Show that $2\cos(mp-nq)$ is one of the values of $\left( \frac{x^m}{y^n}+\frac{y^n}{x^m} \right)$

Question

Q:If $2\cos p=x+\frac{1}{x}$ and $2\cos q=y+\frac{1}{y}$ then show that $2\cos(mp-nq)$ is one of the values of $\left( \frac{x^m}{y^n}+\frac{y^n}{x^m} \right)$
My Approach:$2\cos p=x+\frac{1}{x}\Rightarrow x^2-2\cos px+1=0$ solving this equation i get $$x=\cos p\pm i\sin p$$ and similarly,$$y=\cos q\pm i\sin q$$Because somehow i guess $$x^m=\cos mp\pm i\sin mp,y^n=\cos nq\pm i\sin nq$$ maybe needed.But now i get stuck.
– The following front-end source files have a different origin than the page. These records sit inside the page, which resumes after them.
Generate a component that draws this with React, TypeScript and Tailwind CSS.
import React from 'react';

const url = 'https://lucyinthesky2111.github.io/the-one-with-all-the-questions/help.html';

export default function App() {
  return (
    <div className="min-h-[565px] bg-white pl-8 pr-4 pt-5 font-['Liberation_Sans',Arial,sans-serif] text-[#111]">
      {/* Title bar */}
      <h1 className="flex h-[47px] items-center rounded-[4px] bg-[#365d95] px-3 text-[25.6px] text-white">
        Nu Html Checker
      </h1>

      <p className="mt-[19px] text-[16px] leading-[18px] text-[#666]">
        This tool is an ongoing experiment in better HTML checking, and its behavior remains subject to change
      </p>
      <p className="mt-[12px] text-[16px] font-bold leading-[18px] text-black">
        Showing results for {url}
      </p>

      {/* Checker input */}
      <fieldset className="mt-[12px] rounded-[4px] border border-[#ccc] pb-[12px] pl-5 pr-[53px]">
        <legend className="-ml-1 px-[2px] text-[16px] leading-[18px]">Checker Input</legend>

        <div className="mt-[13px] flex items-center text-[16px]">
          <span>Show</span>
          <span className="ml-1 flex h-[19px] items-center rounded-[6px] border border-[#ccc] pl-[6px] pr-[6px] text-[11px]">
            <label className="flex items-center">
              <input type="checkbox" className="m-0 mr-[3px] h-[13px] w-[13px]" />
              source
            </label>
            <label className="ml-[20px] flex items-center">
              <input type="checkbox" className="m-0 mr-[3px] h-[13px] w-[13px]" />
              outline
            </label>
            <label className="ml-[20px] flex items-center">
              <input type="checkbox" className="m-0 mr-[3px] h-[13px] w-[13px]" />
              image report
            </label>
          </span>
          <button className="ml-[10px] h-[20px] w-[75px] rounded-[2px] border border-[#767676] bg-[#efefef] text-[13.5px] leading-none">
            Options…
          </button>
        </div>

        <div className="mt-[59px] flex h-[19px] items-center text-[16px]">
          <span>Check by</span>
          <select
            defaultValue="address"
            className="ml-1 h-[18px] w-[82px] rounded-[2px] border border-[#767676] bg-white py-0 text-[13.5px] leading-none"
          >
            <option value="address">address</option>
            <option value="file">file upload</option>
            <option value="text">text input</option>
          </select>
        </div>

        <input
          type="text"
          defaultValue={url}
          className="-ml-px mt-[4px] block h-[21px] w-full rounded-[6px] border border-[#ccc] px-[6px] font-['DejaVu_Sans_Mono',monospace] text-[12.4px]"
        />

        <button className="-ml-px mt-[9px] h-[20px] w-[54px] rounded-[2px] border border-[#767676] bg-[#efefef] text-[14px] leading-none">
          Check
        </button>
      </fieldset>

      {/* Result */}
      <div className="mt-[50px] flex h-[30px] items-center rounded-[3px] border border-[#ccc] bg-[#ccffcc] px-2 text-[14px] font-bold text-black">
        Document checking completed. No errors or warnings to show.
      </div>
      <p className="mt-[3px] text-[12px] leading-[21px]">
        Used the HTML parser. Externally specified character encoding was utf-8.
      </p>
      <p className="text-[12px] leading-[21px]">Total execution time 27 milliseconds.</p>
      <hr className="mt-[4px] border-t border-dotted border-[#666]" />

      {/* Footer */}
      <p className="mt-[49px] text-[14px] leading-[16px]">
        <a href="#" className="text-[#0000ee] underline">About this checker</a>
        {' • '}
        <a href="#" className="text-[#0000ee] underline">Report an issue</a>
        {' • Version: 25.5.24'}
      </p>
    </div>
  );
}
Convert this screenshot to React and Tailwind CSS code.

Any hints or solution will be appreciated.
Thanks in advance.

Answer 1

Hint:

Use Euler's formula to write

$$x=e^{\pm ip},y=e^{\pm iq}.$$

Then see what

$$\frac{x^m}{y^n}+\frac{y^n}{x^m}$$

simplifies to.

Answer 2

As we know form before$$x+{1\over x}\ge 2\quad,\quad x>0$$and $$x+{1\over x}\le -2\quad,\quad x<0$$therefore$$2\cos p\ge 2\text{ or }2\cos p\le -2$$which leads to$$x=\pm 1$$similarly$$y=\pm1$$case $1$: $x=y=1$
$$2\cos(mp-nq)=2\cos(m2k_1\pi-n2k_2\pi)=2$$which is valid.
case $2$: $x=y=-1$ $$2\cos(mp-nq)=2\cos(m(2k_1\pi+\pi)-n(2k_2\pi+\pi))=2\cos((m-n)\pi)=2\cdot(-1)^{m-n}=(-1)^{m-n}+(-1)^{n-m}={x^m\over y^n}+{y^n\over x^m}$$
the 2 other cases hold either then the statement is true.